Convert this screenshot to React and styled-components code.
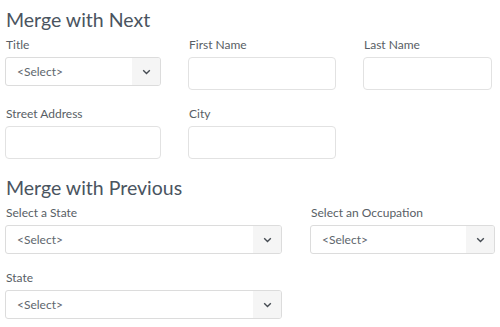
import React from 'react';
import styled, { createGlobalStyle } from 'styled-components';

const GlobalStyle = createGlobalStyle`
  html, body {
    margin: 0;
    padding: 0;
    background: #ffffff;
    overflow: hidden;
  }
  body {
    font-family: Lato, 'Noto Sans', sans-serif;
  }
`;

const Page = styled.div`
  padding: 8px 5px 0;
  width: 500px;
  box-sizing: border-box;
`;

const Heading = styled.h2`
  margin: ${(p) => (p.$first ? '0' : '17px')} 0 5px 1px;
  font-size: 19.5px;
  line-height: 24px;
  font-weight: 400;
  color: #4a5460;
`;

const Row = styled.div`
  display: grid;
  grid-template-columns: ${(p) => p.$cols};
  column-gap: ${(p) => p.$gap || '27px'};
  align-items: start;
  margin-bottom: ${(p) => (p.$last ? '0' : '16px')};
`;

const Field = styled.div`
  display: flex;
  flex-direction: column;
`;

const Label = styled.label`
  font-size: 12px;
  line-height: 16px;
  color: #585e65;
  margin: 0 0 4px 1px;
`;

const TextInput = styled.div`
  height: 33px;
  box-sizing: border-box;
  border: 1px solid #e2e2e2;
  border-radius: 4px;
  background: #fff;
`;

const SelectBox = styled.div`
  height: 29px;
  box-sizing: border-box;
  border: 1px solid #dcdcdc;
  border-radius: 3px;
  background: #fff;
  display: flex;
  align-items: stretch;
  overflow: hidden;
`;

const SelectText = styled.span`
  flex: 1;
  display: flex;
  align-items: center;
  padding-left: 11px;
  font-size: 12px;
  color: #60666d;
`;

const ArrowZone = styled.span`
  width: 28px;
  background: #f5f5f5;
  display: flex;
  align-items: center;
  justify-content: center;
`;

const Chevron = () => (
  <svg width="9" height="6" viewBox="0 0 9 6">
    <path d="M1.2 1.2 L4.5 4.4 L7.8 1.2" fill="none" stroke="#454b52" strokeWidth="1.4" />
  </svg>
);

const Select = () => (
  <SelectBox>
    <SelectText>&lt;Select&gt;</SelectText>
    <ArrowZone>
      <Chevron />
    </ArrowZone>
  </SelectBox>
);

const App = () => {
  return (
    <Page>
      <GlobalStyle />
      <Heading $first>Merge with Next</Heading>
      <Row $cols="156px 148px 129px">
        <Field>
          <Label>Title</Label>
          <Select />
        </Field>
        <Field>
          <Label>First Name</Label>
          <TextInput />
        </Field>
        <Field>
          <Label>Last Name</Label>
          <TextInput />
        </Field>
      </Row>
      <Row $cols="156px 148px" $last>
        <Field>
          <Label>Street Address</Label>
          <TextInput />
        </Field>
        <Field>
          <Label>City</Label>
          <TextInput />
        </Field>
      </Row>

      <Heading>Merge with Previous</Heading>
      <Row $cols="277px 185px" $gap="28px">
        <Field>
          <Label>Select a State</Label>
          <Select />
        </Field>
        <Field>
          <Label>Select an Occupation</Label>
          <Select />
        </Field>
      </Row>
      <Row $cols="277px" $last>
        <Field>
          <Label>State</Label>
          <Select />
        </Field>
      </Row>
    </Page>
  );
};

export default App;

■ ■ ■ ■ ■ ■ ■

GIVEN INSTRUCTION:
All of the material above is to be copied exactly, except for its images.

OUTPUT FOR THIS TASK:
Convert this screenshot to React and styled-components code.
import React from 'react';
import styled, { createGlobalStyle } from 'styled-components';

const GlobalStyle = createGlobalStyle`
  html, body {
    margin: 0;
    padding: 0;
    background: #ffffff;
    overflow: hidden;
  }
  body {
    font-family: Lato, 'Noto Sans', sans-serif;
  }
`;

const Page = styled.div`
  padding: 8px 5px 0;
  width: 500px;
  box-sizing: border-box;
`;

const Heading = styled.h2`
  margin: ${(p) => (p.$first ? '0' : '17px')} 0 5px 1px;
  font-size: 19.5px;
  line-height: 24px;
  font-weight: 400;
  color: #4a5460;
`;

const Row = styled.div`
  display: grid;
  grid-template-columns: ${(p) => p.$cols};
  column-gap: ${(p) => p.$gap || '27px'};
  align-items: start;
  margin-bottom: ${(p) => (p.$last ? '0' : '16px')};
`;

const Field = styled.div`
  display: flex;
  flex-direction: column;
`;

const Label = styled.label`
  font-size: 12px;
  line-height: 16px;
  color: #585e65;
  margin: 0 0 4px 1px;
`;

const TextInput = styled.div`
  height: 33px;
  box-sizing: border-box;
  border: 1px solid #e2e2e2;
  border-radius: 4px;
  background: #fff;
`;

const SelectBox = styled.div`
  height: 29px;
  box-sizing: border-box;
  border: 1px solid #dcdcdc;
  border-radius: 3px;
  background: #fff;
  display: flex;
  align-items: stretch;
  overflow: hidden;
`;

const SelectText = styled.span`
  flex: 1;
  display: flex;
  align-items: center;
  padding-left: 11px;
  font-size: 12px;
  color: #60666d;
`;

const ArrowZone = styled.span`
  width: 28px;
  background: #f5f5f5;
  display: flex;
  align-items: center;
  justify-content: center;
`;

const Chevron = () => (
  <svg width="9" height="6" viewBox="0 0 9 6">
    <path d="M1.2 1.2 L4.5 4.4 L7.8 1.2" fill="none" stroke="#454b52" strokeWidth="1.4" />
  </svg>
);

const Select = () => (
  <SelectBox>
    <SelectText>&lt;Select&gt;</SelectText>
    <ArrowZone>
      <Chevron />
    </ArrowZone>
  </SelectBox>
);

const App = () => {
  return (
    <Page>
      <GlobalStyle />
      <Heading $first>Merge with Next</Heading>
      <Row $cols="156px 148px 129px">
        <Field>
          <Label>Title</Label>
          <Select />
        </Field>
        <Field>
          <Label>First Name</Label>
          <TextInput />
        </Field>
        <Field>
          <Label>Last Name</Label>
          <TextInput />
        </Field>
      </Row>
      <Row $cols="156px 148px" $last>
        <Field>
          <Label>Street Address</Label>
          <TextInput />
        </Field>
        <Field>
          <Label>City</Label>
          <TextInput />
        </Field>
      </Row>

      <Heading>Merge with Previous</Heading>
      <Row $cols="277px 185px" $gap="28px">
        <Field>
          <Label>Select a State</Label>
          <Select />
        </Field>
        <Field>
          <Label>Select an Occupation</Label>
          <Select />
        </Field>
      </Row>
      <Row $cols="277px" $last>
        <Field>
          <Label>State</Label>
          <Select />
        </Field>
      </Row>
    </Page>
  );
};

export default App;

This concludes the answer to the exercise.